Close to home, Kraft is getting a much-needed shot of adrenaline from the Nabisco purchase. Last year, Kraft's sales dipped 1%, vs. gains of 7.3% at General Mills Inc. (GIS ) and 6.3% at Hershey Foods Corp. (HSY ) Many older Kraft products are in aging categories with flat or declining volumes, such as cereal and traditional store-bought coffee. But with Nabisco, Kraft picked up faster-growing product lines such as Chips Ahoy! cookies and Ritz crackers that will fuel earnings growth. Overnight, Kraft moved from a 6% to a 20% market share in crackers and cookies, a category that's expanding at more than twice the rate of the food-industry average. Goldman's Mally expects Kraft sales to rise 3.5% in each of the next three years, just ahead of the industry average. And with the cost savings it expects to squeeze from Nabisco, Kraft estimates that its earnings will grow at an above-average 18% to 22% annually over the same period.

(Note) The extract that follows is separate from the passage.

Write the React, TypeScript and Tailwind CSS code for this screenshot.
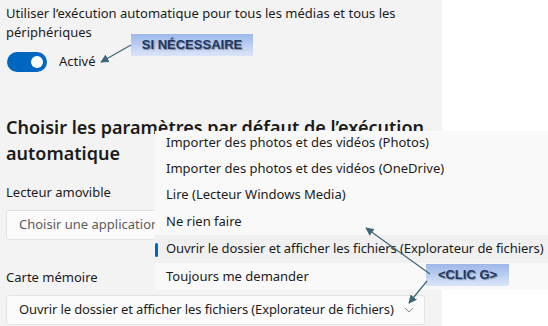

That additional growth will be needed to cover the cost of the Nabisco deal. The newly public Kraft will carry an $18.5 billion debt load, even after using the offering proceeds to pay off a portion of the $11 billion it borrowed through Philip Morris to buy Nabisco. Nest year, $7 billion of this debt comes due, and Kraft won't be able to meet that payment, according to its prospectus. But it says it plans to use its good credit rating to refinance.

Kraft has long been a leader in product development--in 1989 it launched the novel Lunchables line that's now a $750 million-a-year product. Innovations like that put Kraft on top of the U.S. food industry. Now investors will be counting on Deromedi and Holden to sprinkle some of that magic overseas.